Chacon took it to the next level in cross country, becoming the first girls runner in school history to qualify for the state meet.
“She just kept on going,” said Donna North coach Roy Corpus. “There were days when she was down, but she kept on going. She’s a fighter.”
“Running was kind of like an escape from everything I was going through,” said Chacon.
Almost a year after her father’s deportation, the family was hit with another shocker. Jennifer’s sister Jaquelyne was diagnosed with leukemia.
“When we found out, the family broke down,” said Chacon. “It was a strong hit. I had to be strong for my mom and my two little brothers who look up to me.”
Chacon again fought through adversity. She dedicated her performance at this year’s cross country regionals to her sister.
With Jaquelyne back home receiving treatment, Chacon battled her emotions and qualified for state once again.
“I kept hearing coach telling me to run for my sister,” said Chacon. “Run for your sister. At the middle of the race, I was super emotional about to cry. It was making me stronger and run faster.”
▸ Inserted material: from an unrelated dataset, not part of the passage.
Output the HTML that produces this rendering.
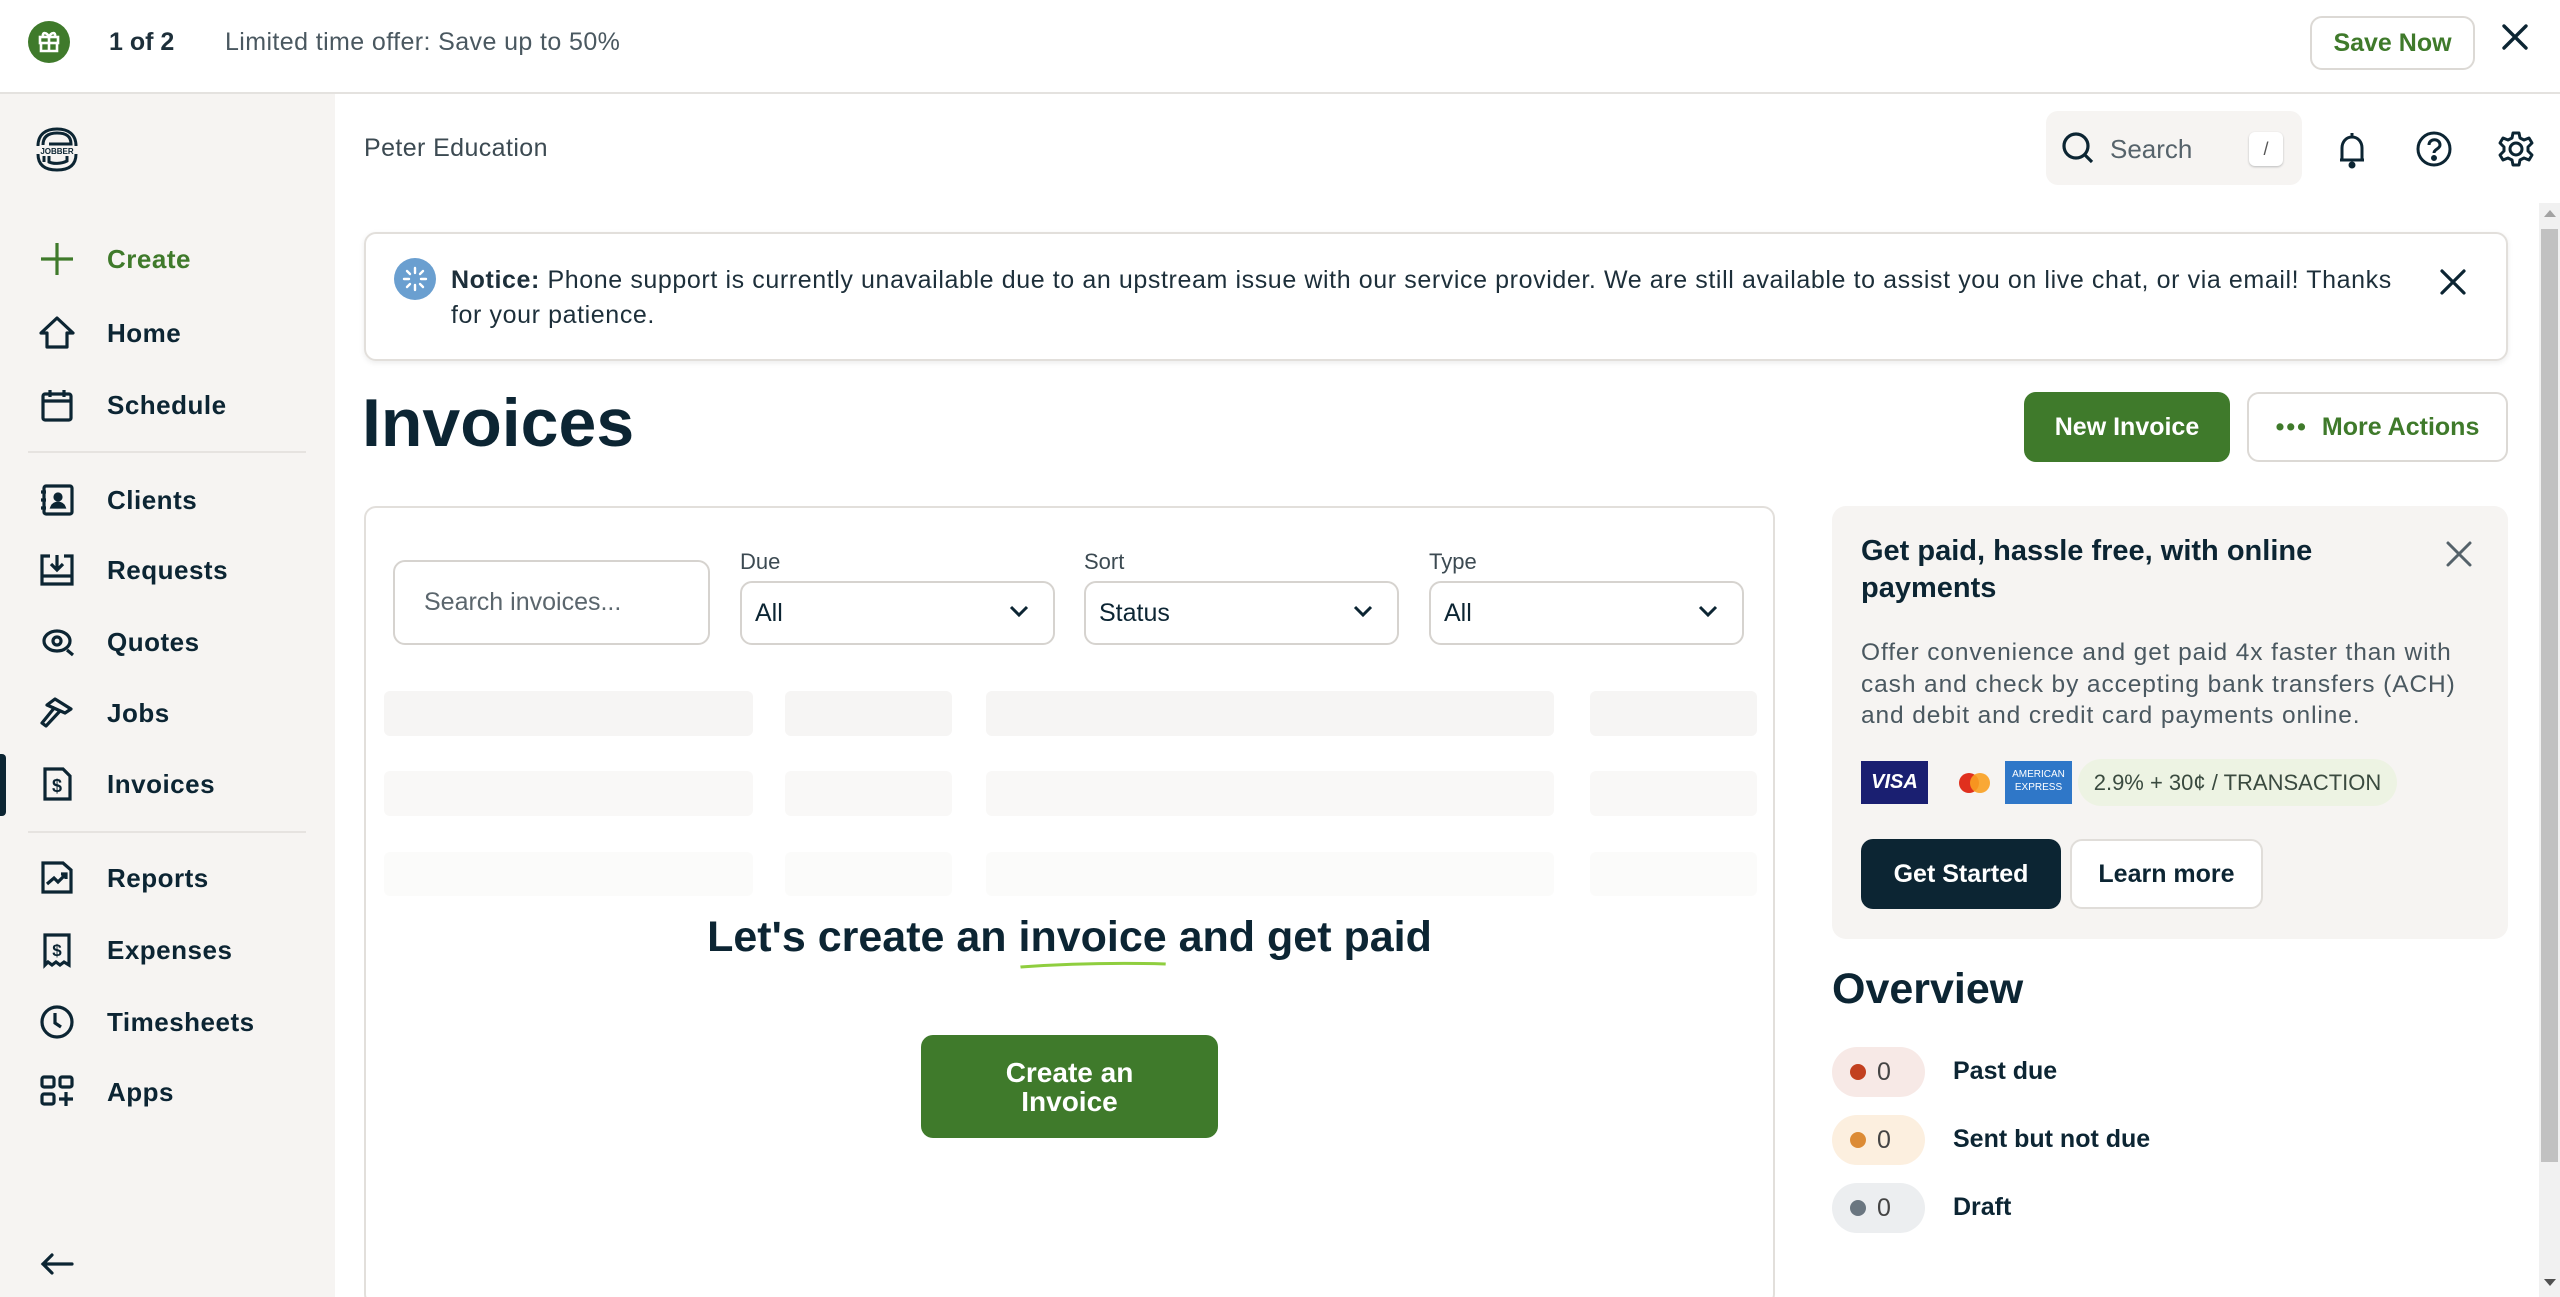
<!DOCTYPE html>
<html><head><meta charset="utf-8"><style>
*{box-sizing:border-box;margin:0;padding:0}
html,body{width:2560px;height:1297px;overflow:hidden}
body{background:#fff;font-family:"Liberation Sans",sans-serif;color:#0c2533;position:relative}
.abs{position:absolute}
.top{left:0;top:0;width:2560px;height:94px;border-bottom:2px solid #e4e2df;background:#fff}
.side{left:0;top:94px;width:335px;height:1203px;background:#f6f4f2}
.nav{position:absolute;left:0;width:335px;height:60px;display:flex;align-items:center}
.nav svg{position:absolute;left:37px;width:40px;height:40px}
.nav span{position:absolute;left:107px;font-size:26px;font-weight:bold;color:#0c2533;letter-spacing:.5px}
.sel{border:2px solid #d6d3cf;border-radius:12px;background:#fff}
.lbl{font-size:22px;color:#3c4a52}
.sk{position:absolute;background:#f6f5f4;border-radius:6px}
.btn{position:absolute;border-radius:12px;display:flex;align-items:center;justify-content:center;font-weight:bold;font-size:25px}
</style></head><body>

<div class="abs top"></div>
<div class="abs" style="left:28px;top:21px;width:42px;height:42px;border-radius:50%;background:#3f7a2b">
<svg width="42" height="42" viewBox="0 0 42 42" fill="none" stroke="#fff" stroke-width="2.6"><rect x="12" y="16" width="18" height="6"/><path d="M13 22v8h16v-8M21 16v14M21 16c-2-5-7-5-6-1M21 16c2-5 7-5 6-1"/></svg></div>
<div class="abs" style="left:109px;top:28px;font-size:25px;font-weight:bold;color:#1d2f3a">1 of 2</div>
<div class="abs" style="left:225px;top:28px;font-size:25px;color:#4a5860;letter-spacing:.4px">Limited time offer: Save up to 50%</div>
<div class="btn" style="left:2310px;top:16px;width:165px;height:54px;border:2px solid #dcd9d5;color:#3f7a2b;font-size:25px">Save Now</div>
<svg class="abs" style="left:2500px;top:22px" width="30" height="30" viewBox="0 0 30 30" stroke="#0c2533" stroke-width="3.4" stroke-linecap="round"><path d="M4 4l22 22M26 4L4 26"/></svg>

<div class="abs side"></div>
<svg class="abs" style="left:32px;top:124px" width="50" height="50" viewBox="0 0 50 50" fill="none" stroke="#0c2533" stroke-width="3"><path d="M6 22c0-12 8-17 19-17s19 5 19 17M11 21c0-9 6-12 14-12 9 0 14 3 14 11H17M6 30c0 12 8 16 19 16s19-4 19-16M12 32v6M17 32v6c4 2 12 2 18-1v-5"/><text x="25" y="30" font-size="8" font-weight="bold" fill="#0c2533" stroke="none" text-anchor="middle" font-family="Liberation Sans">JOBBER</text></svg>

<div class="nav" style="top:229px"><svg viewBox="0 0 40 40" stroke="#3f7a2b" stroke-width="3.2" fill="none"><path d="M20 4v32M4 20h32"/></svg><span style="color:#3f7a2b">Create</span></div>
<div class="nav" style="top:303px"><svg viewBox="0 0 40 40" stroke="#0c2533" stroke-width="3.2" fill="none" stroke-linejoin="round"><path d="M4 20L20 5l16 15h-6v14H10V20z"/></svg><span>Home</span></div>
<div class="nav" style="top:375px"><svg viewBox="0 0 40 40" stroke="#0c2533" stroke-width="3.2" fill="none"><rect x="6" y="9" width="28" height="26" rx="2"/><path d="M6 16h28M13 5v7M27 5v7"/></svg><span>Schedule</span></div>
<div class="abs" style="left:28px;top:451px;width:278px;height:2px;background:#e6e3e0"></div>
<div class="nav" style="top:470px"><svg viewBox="0 0 40 40" stroke="#0c2533" stroke-width="3.2" fill="none"><rect x="7" y="6" width="28" height="28" rx="2"/><path d="M4 12h5M4 20h5M4 28h5"/><circle cx="21" cy="17" r="3" fill="#0c2533"/><path d="M15 27c2-5 10-5 12 0z" fill="#0c2533"/></svg><span>Clients</span></div>
<div class="nav" style="top:540px"><svg viewBox="0 0 40 40" stroke="#0c2533" stroke-width="3.2" fill="none"><path d="M13 6H5v28h30V6h-8M5 26h30M20 5v14M14 14l6 6 6-6"/></svg><span>Requests</span></div>
<div class="nav" style="top:612px"><svg viewBox="0 0 40 40" stroke="#0c2533" stroke-width="3.2" fill="none"><ellipse cx="20" cy="19" rx="13" ry="10"/><circle cx="20" cy="19" r="4"/><path d="M30 28l6 5"/></svg><span>Quotes</span></div>
<div class="nav" style="top:683px"><svg viewBox="0 0 40 40" stroke="#0c2533" stroke-width="3.2" fill="none" stroke-linejoin="round"><path d="M10 12l8-6 16 10-6 4zM18 14L5 30l4 3 14-15"/></svg><span>Jobs</span></div>
<div class="abs" style="left:0;top:754px;width:6px;height:62px;background:#0c2533;border-radius:0 4px 4px 0"></div>
<div class="nav" style="top:754px"><svg viewBox="0 0 40 40" stroke="#0c2533" stroke-width="3.2" fill="none"><path d="M8 5h18l7 7v23H8z"/><text x="20" y="28" font-size="18" font-weight="bold" fill="#0c2533" stroke="none" text-anchor="middle" font-family="Liberation Sans">$</text></svg><span>Invoices</span></div>
<div class="abs" style="left:28px;top:831px;width:278px;height:2px;background:#e6e3e0"></div>
<div class="nav" style="top:848px"><svg viewBox="0 0 40 40" stroke="#0c2533" stroke-width="3.2" fill="none"><path d="M6 5h20l8 7v22H6z"/><path d="M10 26l7-6 4 4 8-8M24 16h5v5"/></svg><span>Reports</span></div>
<div class="nav" style="top:920px"><svg viewBox="0 0 40 40" stroke="#0c2533" stroke-width="3.2" fill="none"><path d="M8 5h24v30l-5-3-4 3-4-3-4 3-4-3-3 3z"/><text x="20" y="26" font-size="17" font-weight="bold" fill="#0c2533" stroke="none" text-anchor="middle" font-family="Liberation Sans">$</text></svg><span>Expenses</span></div>
<div class="nav" style="top:992px"><svg viewBox="0 0 40 40" stroke="#0c2533" stroke-width="3.2" fill="none"><circle cx="20" cy="20" r="15"/><path d="M18 11v10l6 4"/></svg><span>Timesheets</span></div>
<div class="nav" style="top:1062px"><svg viewBox="0 0 40 40" stroke="#0c2533" stroke-width="3.2" fill="none"><rect x="5" y="5" width="12" height="10" rx="2"/><rect x="23" y="5" width="12" height="10" rx="2"/><rect x="5" y="22" width="12" height="10" rx="2"/><path d="M29 20v14M22 27h14"/></svg><span>Apps</span></div>
<svg class="abs" style="left:40px;top:1252px" width="34" height="24" viewBox="0 0 34 24" stroke="#0c2533" stroke-width="3.2" fill="none" stroke-linecap="round"><path d="M32 12H3M12 3l-9 9 9 9"/></svg>

<div class="abs" style="left:364px;top:134px;font-size:25px;color:#3c4a52;letter-spacing:.4px">Peter Education</div>
<div class="abs" style="left:2046px;top:111px;width:256px;height:74px;background:#f6f4f2;border-radius:12px"></div>
<svg class="abs" style="left:2060px;top:130px" width="36" height="36" viewBox="0 0 36 36" stroke="#0c2533" stroke-width="3.2" fill="none"><circle cx="16" cy="16" r="12"/><path d="M25 25l7 7"/></svg>
<div class="abs" style="left:2110px;top:134px;font-size:26px;color:#56636b">Search</div>
<div class="abs" style="left:2249px;top:132px;width:34px;height:34px;background:#fff;border-radius:6px;box-shadow:0 1px 2px #bbb;font-size:18px;color:#555;text-align:center;line-height:34px">/</div>
<svg class="abs" style="left:2334px;top:130px" width="36" height="40" viewBox="0 0 36 40" stroke="#0c2533" stroke-width="3" fill="none"><path d="M18 3v3M8 30V18c0-6 4-11 10-11s10 5 10 11v12H6h24"/><circle cx="18" cy="35" r="2" fill="#0c2533"/></svg>
<svg class="abs" style="left:2415px;top:130px" width="38" height="38" viewBox="0 0 38 38" stroke="#0c2533" stroke-width="3" fill="none"><circle cx="19" cy="19" r="16"/><path d="M14 15c0-7 11-7 11 0 0 4-6 4-6 8"/><circle cx="19" cy="28" r="1.5" fill="#0c2533"/></svg>
<svg class="abs" style="left:2497px;top:130px" width="38" height="38" viewBox="0 0 38 38" stroke="#0c2533" stroke-width="3" fill="none"><path d="M16 3h6l1 5 4 2 5-2 3 5-4 4v4l4 4-3 5-5-2-4 2-1 5h-6l-1-5-4-2-5 2-3-5 4-4v-4l-4-4 3-5 5 2 4-2z" stroke-linejoin="round"/><circle cx="19" cy="19" r="6"/></svg>

<div class="abs" style="left:364px;top:232px;width:2144px;height:129px;border:2px solid #e2dfdb;border-radius:12px;box-shadow:0 2px 6px rgba(0,0,0,.08)"></div>
<svg class="abs" style="left:394px;top:258px" width="42" height="42" viewBox="0 0 42 42"><circle cx="21" cy="21" r="21" fill="#6a9fd0"/><g stroke="#fff" stroke-width="2.4" stroke-linecap="round"><path d="M21 10v5M21 27v5M10 21h5M27 21h5M13 13l3 3M26 26l3 3M29 13l-3 3M16 26l-3 3"/></g></svg>
<div class="abs" style="left:451px;top:263px;width:1965px;font-size:25px;line-height:35px;color:#1d2f3a;letter-spacing:.6px"><b>Notice:</b> Phone support is currently unavailable due to an upstream issue with our service provider. We are still available to assist you on live chat, or via email! Thanks for your patience.</div>
<svg class="abs" style="left:2439px;top:268px" width="28" height="28" viewBox="0 0 28 28" stroke="#0c2533" stroke-width="3.2" stroke-linecap="round"><path d="M3 3l22 22M25 3L3 25"/></svg>

<div class="abs" style="left:362px;top:384px;font-size:68px;font-weight:bold;color:#0c2533">Invoices</div>
<div class="btn" style="left:2024px;top:392px;width:206px;height:70px;background:#3f7a2b;color:#fff">New Invoice</div>
<div class="btn" style="left:2247px;top:392px;width:261px;height:70px;border:2px solid #dcd9d5;color:#3f7a2b"><span style="letter-spacing:2px;margin-right:14px">•••</span>More Actions</div>

<div class="abs" style="left:364px;top:506px;width:1411px;height:800px;border:2px solid #e2dfdb;border-radius:12px"></div>
<div class="abs sel" style="left:393px;top:560px;width:317px;height:85px"></div>
<div class="abs" style="left:424px;top:588px;font-size:25px;color:#5b666d">Search invoices...</div>
<div class="abs lbl" style="left:740px;top:549px">Due</div>
<div class="abs lbl" style="left:1084px;top:549px">Sort</div>
<div class="abs lbl" style="left:1429px;top:549px">Type</div>
<div class="abs sel" style="left:740px;top:581px;width:315px;height:64px"></div>
<div class="abs sel" style="left:1084px;top:581px;width:315px;height:64px"></div>
<div class="abs sel" style="left:1429px;top:581px;width:315px;height:64px"></div>
<div class="abs" style="left:755px;top:599px;font-size:25px">All</div>
<div class="abs" style="left:1099px;top:599px;font-size:25px">Status</div>
<div class="abs" style="left:1444px;top:599px;font-size:25px">All</div>
<svg class="abs" style="left:1008px;top:603px" width="22" height="16" viewBox="0 0 22 16" stroke="#0c2533" stroke-width="3" fill="none"><path d="M3 4l8 8 8-8"/></svg>
<svg class="abs" style="left:1352px;top:603px" width="22" height="16" viewBox="0 0 22 16" stroke="#0c2533" stroke-width="3" fill="none"><path d="M3 4l8 8 8-8"/></svg>
<svg class="abs" style="left:1697px;top:603px" width="22" height="16" viewBox="0 0 22 16" stroke="#0c2533" stroke-width="3" fill="none"><path d="M3 4l8 8 8-8"/></svg>

<div class="sk" style="left:384px;top:691px;width:369px;height:45px"></div><div class="sk" style="left:785px;top:691px;width:167px;height:45px"></div><div class="sk" style="left:986px;top:691px;width:568px;height:45px"></div><div class="sk" style="left:1590px;top:691px;width:167px;height:45px"></div>
<div class="sk" style="left:384px;top:771px;width:369px;height:45px;background:#f9f8f7"></div><div class="sk" style="left:785px;top:771px;width:167px;height:45px;background:#f9f8f7"></div><div class="sk" style="left:986px;top:771px;width:568px;height:45px;background:#f9f8f7"></div><div class="sk" style="left:1590px;top:771px;width:167px;height:45px;background:#f9f8f7"></div>
<div class="sk" style="left:384px;top:852px;width:369px;height:44px;background:#fbfbfa"></div><div class="sk" style="left:785px;top:852px;width:167px;height:44px;background:#fbfbfa"></div><div class="sk" style="left:986px;top:852px;width:568px;height:44px;background:#fbfbfa"></div><div class="sk" style="left:1590px;top:852px;width:167px;height:44px;background:#fbfbfa"></div>

<div class="abs" style="left:364px;top:913px;width:1411px;text-align:center;font-size:43px;font-weight:bold;color:#0c2533">Let's create an <span style="position:relative">invoice<svg style="position:absolute;left:0;bottom:-8px" width="100%" height="8" viewBox="0 0 100 8" preserveAspectRatio="none"><path d="M1 6Q50 1 99 3" stroke="#8fce3f" stroke-width="3" fill="none"/></svg></span> and get paid</div>
<div class="btn" style="left:921px;top:1035px;width:297px;height:103px;background:#3f7a2b;color:#fff;font-size:28px;line-height:29px;text-align:center">Create an<br>Invoice</div>

<div class="abs" style="left:1832px;top:506px;width:676px;height:433px;background:#f6f4f2;border-radius:14px"></div>
<div class="abs" style="left:1861px;top:533px;width:520px;font-size:29px;line-height:37px;font-weight:bold;color:#0c2533">Get paid, hassle free, with online payments</div>
<svg class="abs" style="left:2445px;top:540px" width="28" height="28" viewBox="0 0 28 28" stroke="#55626a" stroke-width="3" stroke-linecap="round"><path d="M3 3l22 22M25 3L3 25"/></svg>
<div class="abs" style="left:1861px;top:637px;width:620px;font-size:24.5px;line-height:31.5px;color:#4a5860;letter-spacing:.9px">Offer convenience and get paid 4x faster than with cash and check by accepting bank transfers (ACH) and debit and credit card payments online.</div>
<div class="abs" style="left:1861px;top:761px;width:67px;height:43px;background:#1a1f71;color:#fff;font-style:italic;font-weight:bold;font-size:20px;text-align:center;line-height:43px">VISA</div>
<svg class="abs" style="left:1952px;top:768px" width="44" height="30" viewBox="0 0 44 30"><circle cx="17" cy="15" r="10" fill="#e0301e"/><circle cx="28" cy="15" r="10" fill="#f9a020" opacity=".9"/></svg>
<div class="abs" style="left:2005px;top:761px;width:67px;height:43px;background:#2f77c8;color:#fff;font-size:10px;line-height:13px;text-align:center;padding-top:7px">AMERICAN<br>EXPRESS</div>
<div class="abs" style="left:2078px;top:759px;width:319px;height:47px;background:#edf3e3;border-radius:24px;font-size:22px;line-height:47px;text-align:center;color:#3a4a3f">2.9% + 30¢ / TRANSACTION</div>
<div class="btn" style="left:1861px;top:839px;width:200px;height:70px;background:#0c2533;color:#fff">Get Started</div>
<div class="btn" style="left:2070px;top:839px;width:193px;height:70px;background:#fff;border:2px solid #e0ddd9;color:#0c2533">Learn more</div>

<div class="abs" style="left:1832px;top:965px;font-size:43px;font-weight:bold;color:#0c2533">Overview</div>
<div class="abs" style="left:1832px;top:1047px;width:93px;height:50px;border-radius:25px;background:#f7e9e6"></div>
<div class="abs" style="left:1850px;top:1064px;width:16px;height:16px;border-radius:50%;background:#c2401f"></div>
<div class="abs" style="left:1877px;top:1058px;font-size:25px;color:#444">0</div>
<div class="abs" style="left:1953px;top:1057px;font-size:25px;font-weight:bold">Past due</div>
<div class="abs" style="left:1832px;top:1115px;width:93px;height:50px;border-radius:25px;background:#fcefdf"></div>
<div class="abs" style="left:1850px;top:1132px;width:16px;height:16px;border-radius:50%;background:#dc8b35"></div>
<div class="abs" style="left:1877px;top:1126px;font-size:25px;color:#444">0</div>
<div class="abs" style="left:1953px;top:1125px;font-size:25px;font-weight:bold">Sent but not due</div>
<div class="abs" style="left:1832px;top:1183px;width:93px;height:50px;border-radius:25px;background:#eceef0"></div>
<div class="abs" style="left:1850px;top:1200px;width:16px;height:16px;border-radius:50%;background:#6a7680"></div>
<div class="abs" style="left:1877px;top:1194px;font-size:25px;color:#444">0</div>
<div class="abs" style="left:1953px;top:1193px;font-size:25px;font-weight:bold">Draft</div>

<div class="abs" style="left:2539px;top:203px;width:21px;height:1094px;background:#f1f1f1"></div>
<div class="abs" style="left:2541px;top:229px;width:17px;height:933px;background:#c1c1c1"></div>
<svg class="abs" style="left:2542px;top:208px" width="16" height="10" viewBox="0 0 16 10"><path d="M2 9l6-7 6 7z" fill="#a3a3a3"/></svg>
<svg class="abs" style="left:2542px;top:1278px" width="16" height="10" viewBox="0 0 16 10"><path d="M2 1l6 7 6-7z" fill="#505050"/></svg>
</body></html>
Last week, Chacon signed with Western College where she’ll earn financial aid running track and cross country.
It was a gratifying moment shared with her family, including Jaquelyne right by her side.
“I never expected any of this to happen and suddenly all these things started happening,” said Chacon. “Regionals, state, the scholarship and I was pretty amazed.”
Chacon continues to support her family financially in her father’s absence. She says U.S. Immigration and Customs ruled he won’t be eligible to return to the country for nine years.
Chacon also says her sister has stayed strong through chemotherapy treatments.
The Chacon family hopes she can speed through those next battles just as Jennifer has done on the track.